Since messenger use is on the rise globally and users nowadays prefer to send messages rather than converse on the phone or through apps[1], we can only see the trend of chatbots continuing, especially as they get better and better at understanding the meaning behind their users’ words and delivering precise answers to the user’s enquiry.
What a chatbot ultimately does is to comprehend the users’ input and then formulate a (hopefully) smart answer to send back to the user. In order to find that answer, the chatbot can clarify the intent behind the user’s words and ask for missing information if necessary. Once all the required information has been collected, the chatbot then uses this information to find the best possible answer!
In many cases, chatbots will – after collecting the necessary input parameters from the user – trigger a regular search engine (such as Coveo, Elastic Search, Google Search or Azure Search) in the background to retrieve the information requested. This is done by sending a request to the search engine API, retrieving the answer back and formatting it for the user. The user can then refine their search by adding more parameters as needed.

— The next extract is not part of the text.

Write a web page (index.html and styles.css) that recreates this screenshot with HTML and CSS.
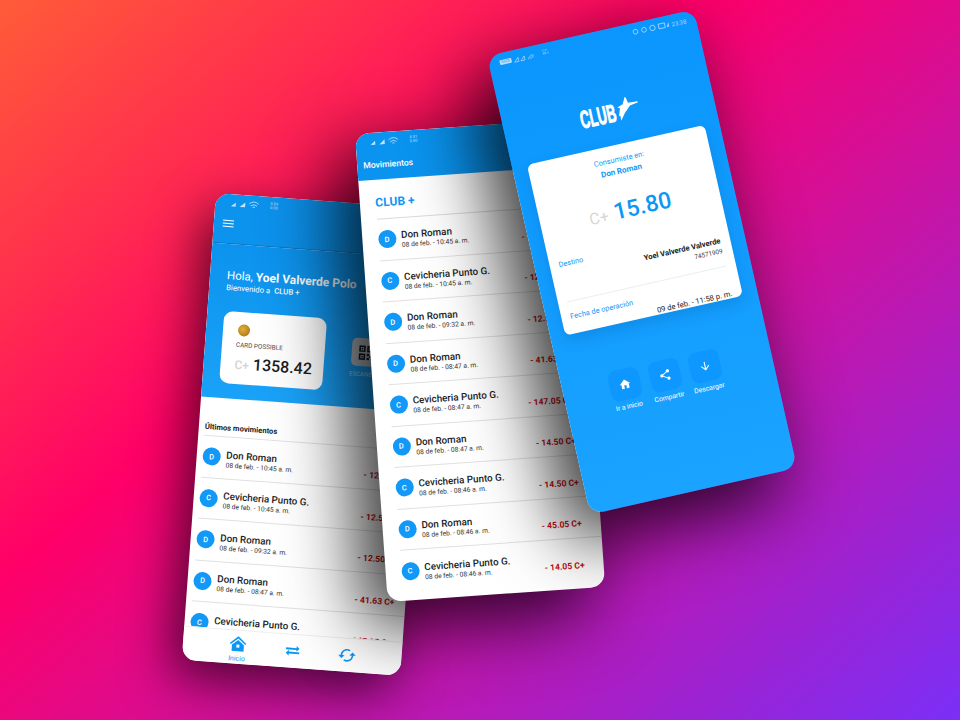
FILE: index.html
```html
<!DOCTYPE html>
<html lang="es">
<head>
  <meta charset="UTF-8">
  <meta name="viewport" content="width=device-width, initial-scale=1.0">
  <title>Club+</title>
  <link rel="stylesheet" href="styles.css">
</head>
<body>
  <main class="stage">

    <!-- home screen -->
    <section class="phone phone-home">
      <div class="home-top">
        <div class="status">
          <svg class="signal" viewBox="0 0 48 10"><path d="M1 9 7 4v5zM12 9l7-6v6z"/><path d="M24 4q6-5 12 0M26 6.5q4-3 8 0M28.5 8.5q1.5-1 3 0" fill="none" stroke="currentColor"/></svg>
          <span class="status-mini">5.84<br>0.00</span>
        </div>
        <div class="burger"><i></i><i></i><i></i></div>
      </div>
      <div class="greeting">
        <p class="hello">Hola, <b>Yoel Valverde Polo</b></p>
        <p class="welcome">Bienvenido a &nbsp;<b>CLUB +</b></p>
        <div class="balance-row">
          <div class="balance-card">
            <div class="coin"></div>
            <p class="card-name">CARD POSSIBLE</p>
            <p class="card-amount"><span>C+</span> 1358.42</p>
          </div>
          <div class="qr-col">
            <div class="qr-box">
              <svg viewBox="0 0 24 24"><path d="M3 3h8v8H3zm2 2v4h4V5zM13 3h8v8h-8zm2 2v4h4V5zM3 13h8v8H3zm2 2v4h4v-4zM6 6h2v2H6zM16 6h2v2h-2zM6 16h2v2H6zM13 13h3v3h-3zM18 13h3v3h-3zM16 16h2v2h-2zM13 18h3v3h-3zM18 18h3v3h-3z"/></svg>
            </div>
            <span>ESCANEAR</span>
          </div>
        </div>
      </div>
      <div class="home-list">
        <h2>Últimos movimientos</h2>
        <div class="row"><span class="avatar">D</span><div class="info"><b>Don Roman</b><small>08 de feb. - 10:45 a. m.</small></div><span class="amount">- 12.50 C+</span></div>
        <div class="row"><span class="avatar">C</span><div class="info"><b>Cevicheria Punto G.</b><small>08 de feb. - 10:45 a. m.</small></div><span class="amount">- 12.50 C+</span></div>
        <div class="row"><span class="avatar">D</span><div class="info"><b>Don Roman</b><small>08 de feb. - 09:32 a. m.</small></div><span class="amount">- 12.50 C+</span></div>
        <div class="row"><span class="avatar">D</span><div class="info"><b>Don Roman</b><small>08 de feb. - 08:47 a. m.</small></div><span class="amount">- 41.63 C+</span></div>
        <div class="row"><span class="avatar">C</span><div class="info"><b>Cevicheria Punto G.</b><small>08 de feb. - 08:47 a. m.</small></div><span class="amount">- 147.05 C+</span></div>
      </div>
      <nav class="tabs">
        <div class="tab">
          <svg class="tab-home" viewBox="0 0 24 24"><path d="M12 2 1 11.5 2.300 13 12 4.800 21.700 13 23 11.500z"/><path fill-rule="evenodd" d="M12 7 4 13.500V22h16v-8.500zM10 13h4v4h-4z"/></svg>
          <span>Inicio</span>
        </div>
        <div class="tab">
          <svg class="tab-swap" viewBox="0 0 24 24"><path d="M6.990 11 3 15l3.990 4v-3H21v-2.600H6.990zM21 9l-3.990-4v3H3v2.600h14.010V13z"/></svg>
        </div>
        <div class="tab">
          <svg class="tab-sync" viewBox="0 0 24 24"><path d="M12 4V1L8 5l4 4V6c3.310 0 6 2.690 6 6 0 1.010-.25 1.970-.7 2.800l1.460 1.460C19.540 15.030 20 13.570 20 12c0-4.420-3.580-8-8-8zm0 14c-3.310 0-6-2.690-6-6 0-1.010.25-1.970.7-2.800L5.240 7.740C4.460 8.970 4 10.430 4 12c0 4.420 3.580 8 8 8v3l4-4-4-4v3z"/></svg>
        </div>
      </nav>
    </section>

    <!-- movements list -->
    <section class="phone phone-list">
      <header class="list-head">
        <div class="status">
          <svg class="signal" viewBox="0 0 48 10"><path d="M1 9 7 4v5zM12 9l7-6v6z"/><path d="M24 4q6-5 12 0M26 6.5q4-3 8 0M28.5 8.5q1.5-1 3 0" fill="none" stroke="currentColor"/></svg>
          <span class="status-mini">4.31<br>0.00</span>
        </div>
        <h1>Movimientos</h1>
      </header>
      <div class="list-body">
        <h2 class="club-title">CLUB +</h2>
        <div class="row"><span class="avatar">D</span><div class="info"><b>Don Roman</b><small>08 de feb. - 10:45 a. m.</small></div><span class="amount">- 12.50 C+</span></div>
        <div class="row"><span class="avatar">C</span><div class="info"><b>Cevicheria Punto G.</b><small>08 de feb. - 10:45 a. m.</small></div><span class="amount">- 12.50 C+</span></div>
        <div class="row"><span class="avatar">D</span><div class="info"><b>Don Roman</b><small>08 de feb. - 09:32 a. m.</small></div><span class="amount">- 12.50 C+</span></div>
        <div class="row"><span class="avatar">D</span><div class="info"><b>Don Roman</b><small>08 de feb. - 08:47 a. m.</small></div><span class="amount">- 41.63 C+</span></div>
        <div class="row"><span class="avatar">C</span><div class="info"><b>Cevicheria Punto G.</b><small>08 de feb. - 08:47 a. m.</small></div><span class="amount">- 147.05 C+</span></div>
        <div class="row"><span class="avatar">D</span><div class="info"><b>Don Roman</b><small>08 de feb. - 08:47 a. m.</small></div><span class="amount">- 14.50 C+</span></div>
        <div class="row"><span class="avatar">C</span><div class="info"><b>Cevicheria Punto G.</b><small>08 de feb. - 08:46 a. m.</small></div><span class="amount">- 14.50 C+</span></div>
        <div class="row"><span class="avatar">D</span><div class="info"><b>Don Roman</b><small>08 de feb. - 08:46 a. m.</small></div><span class="amount">- 45.05 C+</span></div>
        <div class="row"><span class="avatar">C</span><div class="info"><b>Cevicheria Punto G.</b><small>08 de feb. - 08:46 a. m.</small></div><span class="amount">- 14.05 C+</span></div>
      </div>
    </section>

    <!-- receipt -->
    <section class="phone phone-receipt">
      <div class="receipt-status">
        <div class="status-left">
          <span class="volte">VoLTE</span>
          <svg viewBox="0 0 40 10"><path d="M1 9h6V3zM10 9h6V3zM21 9q4-7 9-4M24 9q2-3 5-2" fill="none" stroke="currentColor"/></svg>
          <span class="speed">0.21<br>KB/s</span>
        </div>
        <div class="status-right">
          <svg viewBox="0 0 48 10"><circle cx="4" cy="5" r="3" fill="none" stroke="currentColor"/><circle cx="15" cy="5" r="3" fill="none" stroke="currentColor"/><circle cx="26" cy="5" r="3.400" fill="none" stroke="currentColor"/><path d="M34 2h8v6h-8z" fill="none" stroke="currentColor"/><path d="M44 8l3-6v6z"/></svg>
          <span>23:38</span>
        </div>
      </div>
      <div class="logo">
        <span class="logo-text">CLUB</span>
        <svg class="logo-bird" viewBox="0 0 66 78"><path d="M26 4 29 6 36 22 64 17 66 20 42 30 34 42 27 52 16 76 13 60 9 62 12 38 4 36 20 26z"/></svg>
      </div>
      <div class="receipt-card">
        <p class="spent-label">Consumiste en:</p>
        <p class="spent-place">Don Roman</p>
        <p class="spent-amount"><span>C+</span> 15.80</p>
        <div class="detail detail-first">
          <span class="detail-label">Destino</span>
          <div class="detail-value"><b>Yoel Valverde Valverde</b><small>74571909</small></div>
        </div>
        <div class="detail">
          <span class="detail-label">Fecha de operación</span>
          <div class="detail-value"><em>09 de feb. - 11:58 p. m.</em></div>
        </div>
      </div>
      <div class="actions">
        <div class="action">
          <div class="action-btn"><svg viewBox="0 0 24 24"><path d="M10 20v-6h4v6h5v-8h3L12 3 2 12h3v8z"/></svg></div>
          <span>Ir a inicio</span>
        </div>
        <div class="action">
          <div class="action-btn"><svg viewBox="0 0 24 24"><path d="M18 16.080c-.76 0-1.440.3-1.960.77L8.910 12.700c.05-.23.09-.46.09-.7s-.04-.47-.09-.7l7.050-4.110c.54.5 1.250.81 2.040.81 1.660 0 3-1.340 3-3s-1.340-3-3-3-3 1.340-3 3c0 .24.04.47.09.7L8.040 9.810C7.500 9.310 6.790 9 6 9c-1.660 0-3 1.340-3 3s1.340 3 3 3c.79 0 1.500-.31 2.040-.81l7.120 4.160c-.05.21-.08.43-.08.65 0 1.610 1.310 2.920 2.920 2.920 1.610 0 2.920-1.310 2.920-2.920s-1.310-2.920-2.920-2.920z"/></svg></div>
          <span>Compartir</span>
        </div>
        <div class="action">
          <div class="action-btn"><svg viewBox="0 0 24 24"><path d="M20 12l-1.410-1.410L13 16.170V4h-2v12.170l-5.580-5.590L4 12l8 8 8-8z"/></svg></div>
          <span>Descargar</span>
        </div>
      </div>
    </section>

  </main>
</body>
</html>
```

FILE: styles.css
```css
* {
  box-sizing: border-box;
}
body {
  margin: 0;
  font-family: Roboto, "Liberation Sans", sans-serif;
  color: #1a1d24;
}
p, h1, h2 {
  margin: 0;
}
.stage {
  position: relative;
  width: 960px;
  height: 720px;
  overflow: hidden;
  background: linear-gradient(140deg, #ff5c38 0%, #ff2e4e 20%, #ff0068 38%, #7b2ff7 100%);
}

/* phones sit on the backdrop as free objects */
.phone {
  position: absolute;
  display: flex;
  flex-direction: column;
  overflow: hidden;
  background: #fff;
  border-radius: 14px;
  transform-origin: 0 0;
  box-shadow: -22px 22px 70px 4px rgba(0, 0, 0, 0.78);
}
.phone-home {
  left: 216px;
  top: 193px;
  width: 219px;
  height: 468px;
  transform: rotate(4.2deg);
  box-shadow: -10px 18px 50px rgba(0, 0, 0, 0.65);
}
.phone-list {
  left: 355px;
  top: 134px;
  width: 218px;
  height: 469px;
  transform: rotate(-4deg);
}
.phone-receipt {
  left: 487px;
  top: 56px;
  width: 212px;
  height: 470px;
  color: #fff;
  background: linear-gradient(180deg, #0a96fd 0%, #1aa3ff 100%);
  transform: rotate(-12.7deg);
}

/* status bars */
.status {
  display: flex;
  align-items: center;
  gap: 2px;
  height: 16px;
  padding: 2px 0 0 15px;
  color: rgba(255, 255, 255, 0.75);
}
.signal {
  width: 38px;
  height: 8px;
  fill: currentColor;
}
.status-mini {
  font-size: 4px;
  line-height: 4px;
}

/* home */
.home-top {
  height: 50px;
  border-bottom: 1px solid rgba(0, 40, 90, 0.28);
  background: #0c93ee;
}
.burger {
  display: flex;
  flex-direction: column;
  gap: 2px;
  width: 11px;
  margin: 10px 0 0 9px;
}
.burger i {
  display: block;
  height: 1px;
  background: #fff;
}
.greeting {
  flex: none;
  height: 154px;
  padding: 24px 0 0 17px;
  color: #fff;
  background: linear-gradient(180deg, #0c93ee 0%, #1aa2f8 100%);
}
.hello {
  font-size: 11.5px;
  line-height: 14px;
}
.hello b {
  font-size: 12px;
  font-weight: 700;
}
.welcome {
  font-size: 7.8px;
  line-height: 11px;
}
.welcome b {
  font-weight: 500;
}
.balance-row {
  display: flex;
  gap: 26px;
  margin: 18px 0 0 0;
}
.balance-card {
  flex: none;
  width: 103px;
  height: 72px;
  padding: 12px 0 0 14px;
  color: #1a1d24;
  background: #fff;
  border-radius: 9px;
}
.coin {
  width: 12px;
  height: 12px;
  margin-left: 1px;
  border-radius: 50%;
  background: radial-gradient(circle at 40% 40%, #e0b040 0%, #b87f16 70%, #8f6210 100%);
}
.card-name {
  margin-top: 5px;
  font-size: 6.4px;
  line-height: 8px;
  color: #444;
}
.card-amount {
  margin-top: 6px;
  font-size: 16px;
  font-weight: 500;
  line-height: 18px;
}
.card-amount span {
  font-size: 12px;
  color: #d4d4d4;
}
.qr-col {
  flex: none;
  display: flex;
  flex-direction: column;
  align-items: center;
  margin-top: 17px;
  font-size: 6px;
  color: rgba(255, 255, 255, 0.6);
}
.qr-box {
  display: flex;
  align-items: center;
  justify-content: center;
  width: 28px;
  height: 28px;
  margin-bottom: 4px;
  border-radius: 5px;
  background: #b9c1c7;
}
.qr-box svg {
  width: 19px;
  height: 19px;
  fill: #14181d;
}
.home-list {
  flex: 1;
  min-height: 0;
  overflow: hidden;
  padding-left: 6px;
}
.home-list h2 {
  margin-top: 24px;
  height: 15px;
  font-size: 7.6px;
  font-weight: 700;
  line-height: 12px;
  border-bottom: 1px solid #e2e2e2;
}
.tabs {
  flex: none;
  display: flex;
  justify-content: center;
  gap: 30px;
  height: 34px;
  background: #fff;
  border-top: 1px solid #eee;
}
.tab {
  display: flex;
  flex-direction: column;
  align-items: center;
  width: 25px;
  padding-top: 4px;
  font-size: 7px;
  color: #0d97f5;
}
.tab svg {
  fill: #0d97f5;
}
.tab-home {
  width: 18px;
  height: 18px;
}
.tab span {
  margin-top: 2px;
  line-height: 8px;
}
.tab-swap {
  width: 18px;
  height: 18px;
  margin-top: 3px;
}
.tab-sync {
  width: 19px;
  height: 19px;
  margin-top: 3px;
  transform: rotate(90deg);
}

/* movements */
.list-head {
  flex: none;
  height: 47px;
  color: #fff;
  background: #0a94f0;
}
.list-head .status {
  padding-left: 14px;
}
.list-head h1 {
  margin: 10px 0 0 6px;
  font-size: 8.6px;
  font-weight: 500;
  line-height: 12px;
}
.list-body {
  flex: 1;
  padding-left: 15.5px;
}
.club-title {
  height: 40px;
  padding-top: 15px;
  font-size: 12px;
  font-weight: 700;
  line-height: 16px;
  color: #0d97f5;
  border-bottom: 1px solid #dadada;
}

/* rows */
.row {
  display: flex;
  align-items: center;
  gap: 5.5px;
  height: 41.5px;
  padding-right: 11px;
  border-bottom: 1px solid #e0e0e0;
}
.phone-list .row {
  padding-right: 19px;
}
.phone-list .row:last-child {
  border-bottom: 0;
}
.avatar {
  flex: none;
  display: flex;
  align-items: center;
  justify-content: center;
  width: 18px;
  height: 18px;
  font-size: 7.5px;
  font-weight: 500;
  color: #fff;
  background: #1298f6;
  border-radius: 50%;
}
.info {
  display: flex;
  flex-direction: column;
  padding-top: 5px;
}
.phone-list .info {
  padding-top: 3px;
}
.info b {
  font-size: 9.8px;
  font-weight: 500;
  line-height: 11px;
}
.info small {
  font-size: 6.7px;
  line-height: 11px;
  color: #333;
}
.phone-list .info small {
  line-height: 10px;
}
.amount {
  margin-left: auto;
  padding-top: 14px;
  font-size: 8.6px;
  font-weight: 700;
  color: #c30d12;
  white-space: nowrap;
}
.phone-list .amount {
  padding-top: 13px;
}

/* receipt */
.receipt-status {
  display: flex;
  justify-content: space-between;
  align-items: center;
  height: 16px;
  padding: 2px 10px 0 11px;
  color: rgba(255, 255, 255, 0.65);
}
.status-left,
.status-right {
  display: flex;
  align-items: center;
  gap: 2px;
  font-size: 6px;
}
.status-left svg {
  width: 28px;
  height: 7px;
}
.status-right svg {
  width: 38px;
  height: 8px;
  fill: currentColor;
}
.volte {
  padding: 0 1px;
  font-size: 3.5px;
  line-height: 5px;
  color: #0b94fb;
  background: rgba(255, 255, 255, 0.7);
  border-radius: 1px;
}
.speed {
  font-size: 3px;
  line-height: 3.5px;
}
.logo {
  display: flex;
  align-items: flex-end;
  height: 34px;
  margin-top: 45px;
  padding-left: 77px;
}
.logo-text {
  flex: none;
  width: 37px;
  font-family: "Liberation Sans", sans-serif;
  font-size: 25px;
  font-weight: 700;
  line-height: 24px;
  -webkit-text-stroke: 1px #fff;
  transform: scaleX(0.52);
  transform-origin: 0 100%;
}
.logo-bird {
  flex: none;
  width: 22px;
  height: 26px;
  transform: rotate(12.7deg);
  fill: #fff;
}
.receipt-card {
  flex: none;
  height: 175px;
  margin: 20px 15px 0;
  padding-top: 9px;
  color: #1a1d24;
  background: #fff;
  border-radius: 6px;
  box-shadow: 0 6px 14px rgba(0, 60, 140, 0.18);
}
.spent-label,
.spent-place {
  font-size: 7.4px;
  line-height: 12px;
  text-align: center;
  color: #1298f6;
}
.spent-place {
  font-size: 8px;
  font-weight: 700;
}
.spent-amount {
  margin-top: 20px;
  font-size: 23px;
  font-weight: 500;
  line-height: 26px;
  text-align: center;
  color: #0d97f5;
}
.spent-amount span {
  font-size: 16px;
  font-weight: 400;
  color: #d6d6d6;
}
.detail {
  display: flex;
  justify-content: space-between;
  padding: 0 10px 0 9px;
}
.detail-first {
  height: 44px;
  margin-top: 17px;
}
.detail + .detail {
  padding-top: 8px;
  border-top: 1px solid #eee;
  margin: 0 10px 0 9px;
  padding-left: 0;
  padding-right: 0;
}
.detail-label {
  font-size: 7.4px;
  line-height: 14px;
  color: #1298f6;
}
.detail-value {
  display: flex;
  flex-direction: column;
  align-items: flex-end;
  padding-top: 14px;
}
.detail-value b {
  font-size: 7.6px;
  font-weight: 700;
  line-height: 10px;
}
.detail-value small {
  font-size: 6.4px;
  line-height: 10px;
  color: #444;
}
.detail-value em {
  font-size: 7.6px;
  font-style: normal;
  line-height: 12px;
}
.actions {
  display: flex;
  justify-content: center;
  gap: 9px;
  margin: 45px 6px 0 0;
}
.action {
  display: flex;
  flex-direction: column;
  align-items: center;
  width: 32px;
  font-size: 6.8px;
  white-space: nowrap;
}
.action-btn {
  display: flex;
  align-items: center;
  justify-content: center;
  width: 31px;
  height: 31px;
  margin-bottom: 3px;
  background: #0d97ff;
  border-radius: 8px;
}
.action-btn svg {
  width: 13px;
  height: 13px;
  fill: #fff;
}
```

An example would be a real estate search:
- A user is looking for an apartment to buy and starts talking to the bot of a real estate firm on Facebook
- The bot guides the user through the required parameters, asking for zip code, maximum price, minimum square meters and so on
- After the bot has gathered the required information, the bot triggers the search in an existing database, returning the first results to the user
- The user then says “I definitely need a balcony and water view”, which the bot processes and delivers refined results back
- When the user selects a property, the bot opens the property website, where the user can get more details
So in a way, chatbots are the natural next step for search, whether that is on a website, an app or an intranet. The user can specify much more exact information than they could in a single search text field and thus the results the user receives will be of much higher quality.